Friday, December 8, 2017

How did others treat her differently because of their suspicions?

After Désirée's baby is born, her mother finds it hard to think of her daughter with a baby. Now, not having seen her daughter for a month, Madame Valmonde is eager to visit Désirée. When she looks at the baby she exclaims, "This is not the baby!" Désirée thinks her mother is amazed at how he has grown.

Madame Valmonde had never removed her eyes from the child. She lifted it and walked with it over to the window that was lightest. She scanned the baby narrowly, then looked as searchingly at Zandrine, [a light-skinned slave] whose face was turned to gaze across the fields.

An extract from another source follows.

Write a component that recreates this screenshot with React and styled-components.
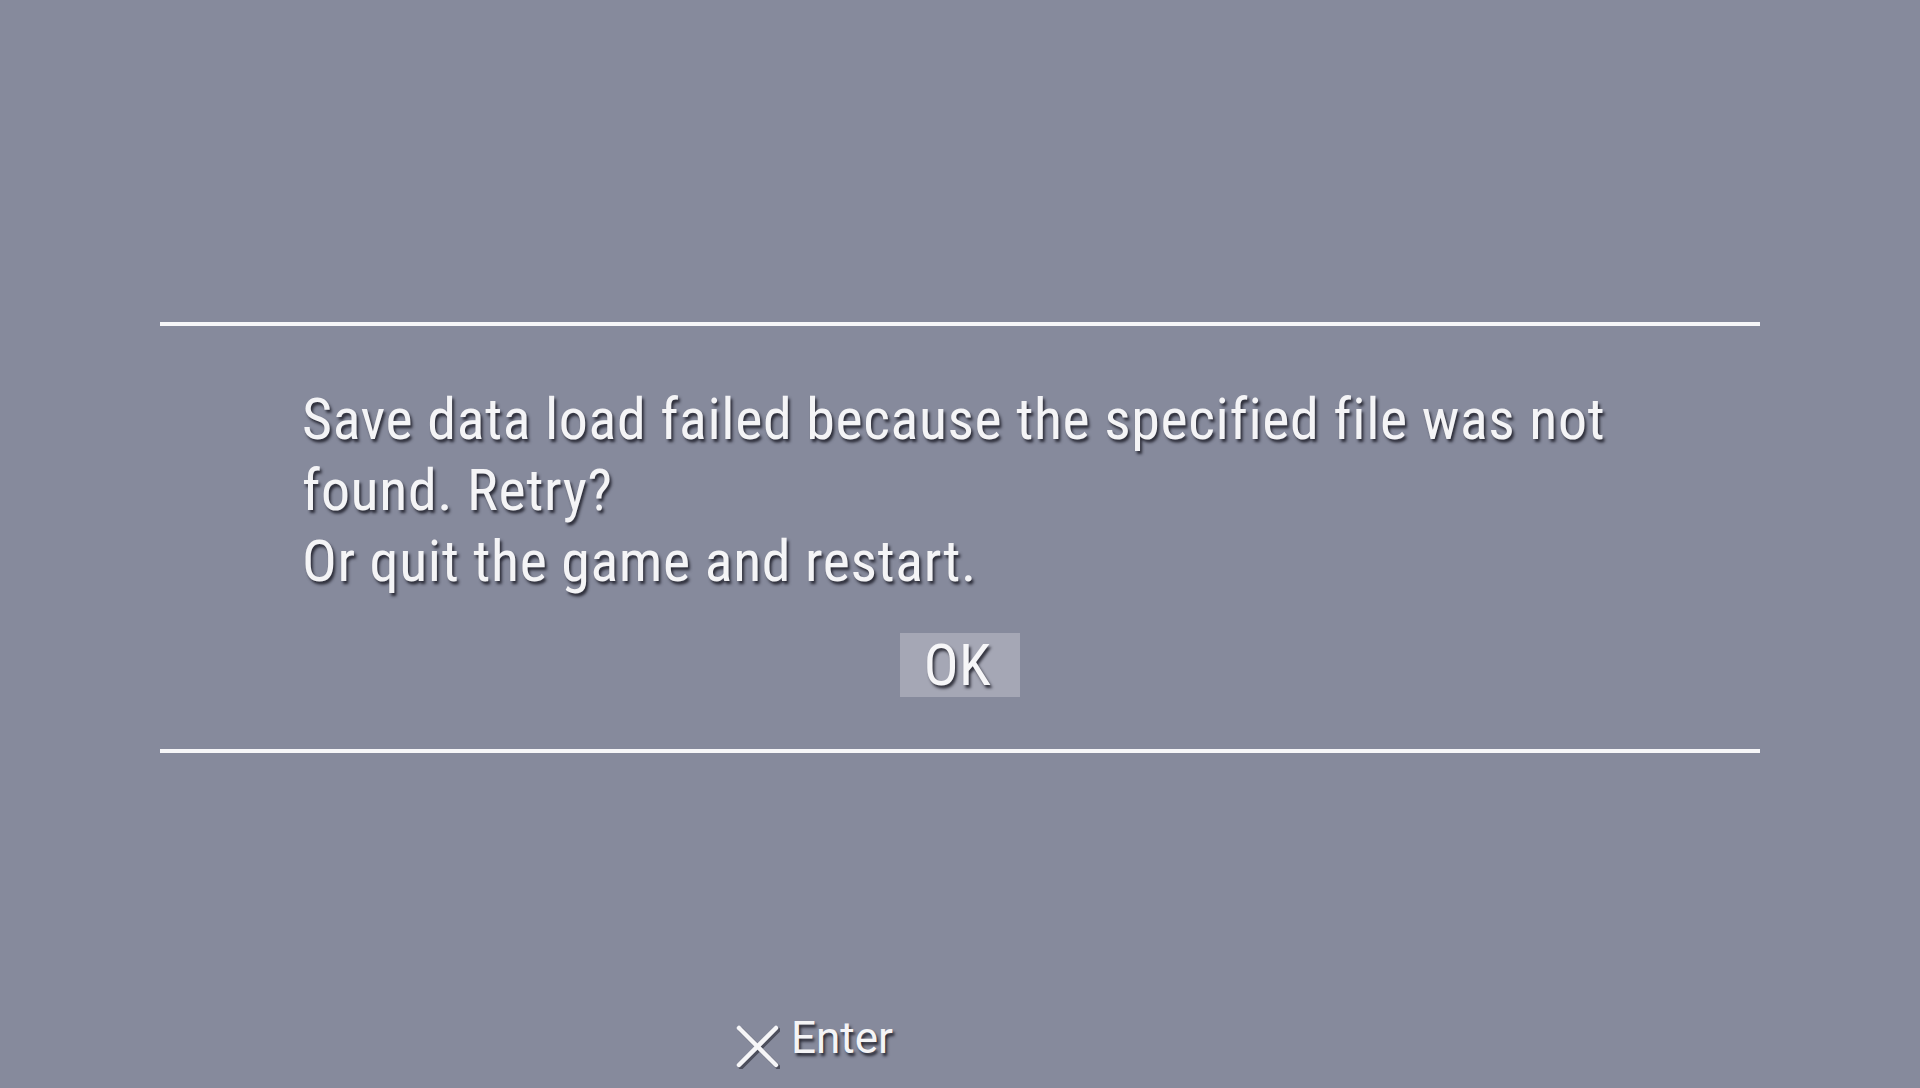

"Your child has grown, has changed," she remarks to Désirée. Then she asks what Armand thinks about him. Désirée replies that he is very proud of his baby. Later, however, when the baby is about three months old, Desirée feels that there is something wrong because there is "an awful change" in her husband's manner, and she is afraid to ask him to explain. As time passes, Armand's attitude becomes worse. When he is with her, his manner now has greatly changed, and Désirée is afraid to ask him to explain. For Armand speaks to her with his eyes averted, the old love-light in them gone. Worse than anything else, he avoids his child.
Finally, Désirée comes to understand the looks on her mother's and husband's faces and the changes in the attitudes of others. One sultry day, Désirée's absently looks at the little quadroon boy who fans her baby. She looks back at the baby, then again at the boy. "Ah!" she exclaims involuntarily and feels chills. Shortly after, her husband enters the room, and Désirée asks him to look at their child and tell her what it means. Armand cruelly replies, "It means," he answered lightly, "that the child is not white; it means that you are not white."